Overall, Hamels threw 32 pitches, 20 of them for strikes. According to my count, he threw

  • four change-ups, all of them for strikes
  • four curveballs -- two in the dirt, one that just missed low, and one that prompted a swing and a miss.
  • five cutters, three of them for strikes
  • 18 fastballs -- 11 for strikes, including two hits.

As for the cutter, Hamels said he is optimistic that he will have enough confidence in the pitch to bring it into the regular season, even saying that he envisioned a day when it becomes his third pitch.

More from Hamels. . .

On his rough debut in Colorado last season: "I don't think that will happen anymore. Obviously, not everybody is Jamie Moyer, but if you aren't able to get the movement, you can't pitch in that sort of (velocity) range with the sort of stuff that I have."

On the home run he allowed: "It was just adding to the mandatory spring training trend. I'm glad I got it out of the way early. It was just a fastball. It was the second pitch I've thrown to a hitter competitively without a screen around and I left it down the middle. The first pitch I really executed and was able to hit it, and that one I was just trying to go back there again and threw it down the middle and Bautista hit it. That's what happens when you throw pitches down the pipe."

On the cutter: "I threw it a lot more than I anticipated, just because I was going toward the swings. It's nice to know because I'm working on it. I easily could have thrown my change-up in any of those situations, but I'm really trying to stray from it and throw the curveball and throw the cutter more so, and that's what I was able to do. I know there were a couple of counts where I could have gone straight to the change-up. That's kind of what I normally would always favor. But now to add in the curveball, the cutter, I just think it makes a little harder for the hitters."
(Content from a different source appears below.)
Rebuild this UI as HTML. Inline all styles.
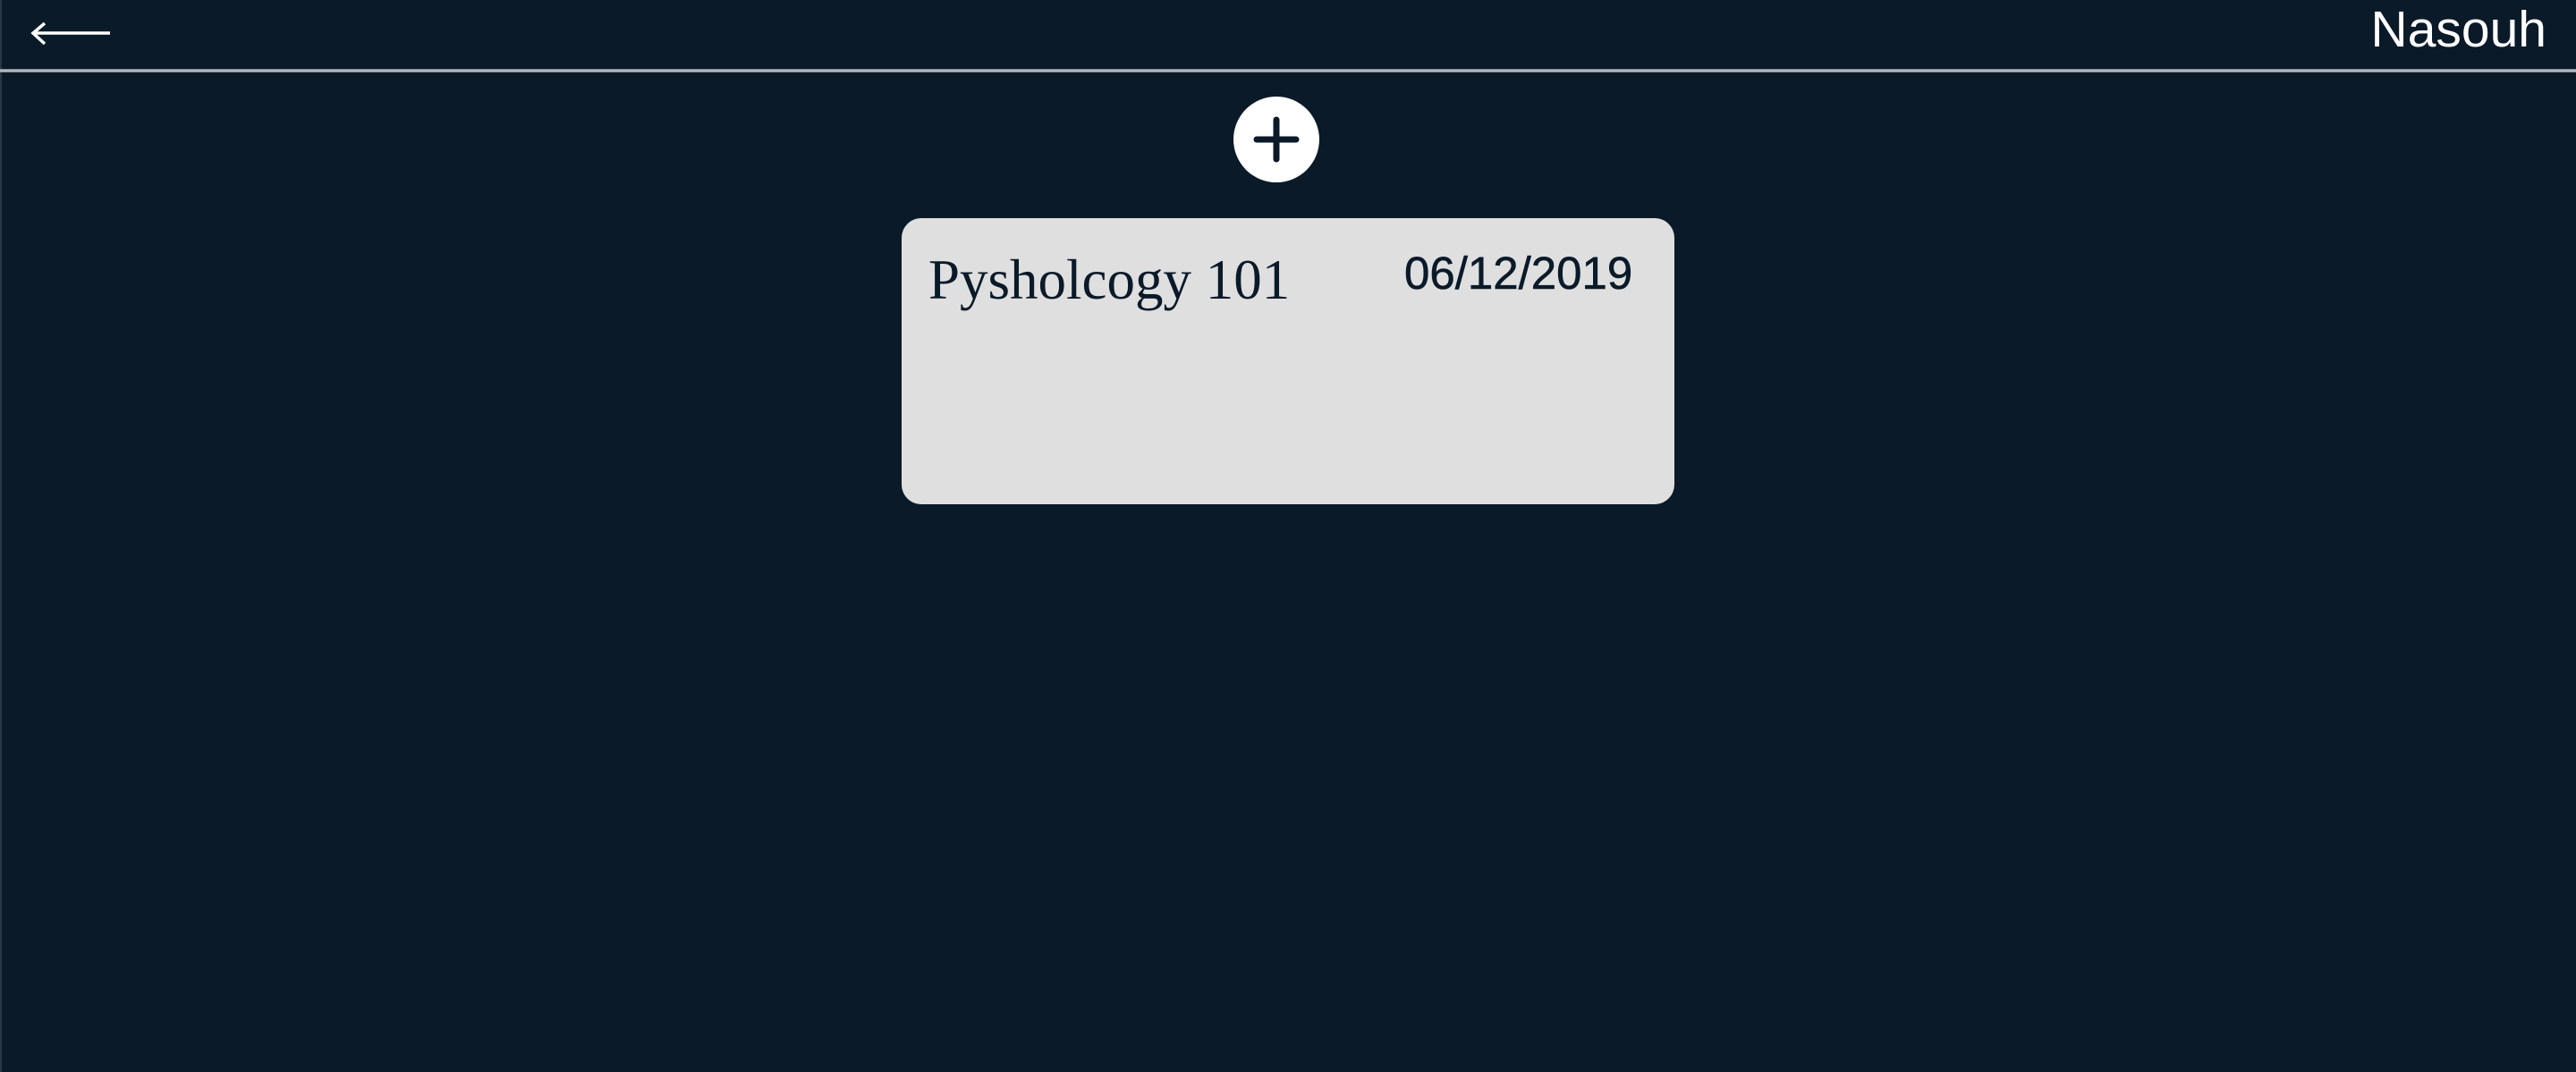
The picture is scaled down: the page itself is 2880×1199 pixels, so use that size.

On feeling comfortable with the cutter by the end of spring training: "I think it's something that if I'm really able to execute it then I can really take it out there and use it more than I anticipated. But I really do know in spring training that I have to establish the fastball. All of those hits were off fastballs, and that's kind of where the first game, I know I'm not going to hit all my spots every time out, but just getting the reps with my fastball first and foremost is key. But when I'm able to get myself in a strikeout situations and I have three pitches now I can throw to really get a guy out, I think that makes it more of a challenge for them to go up and battle."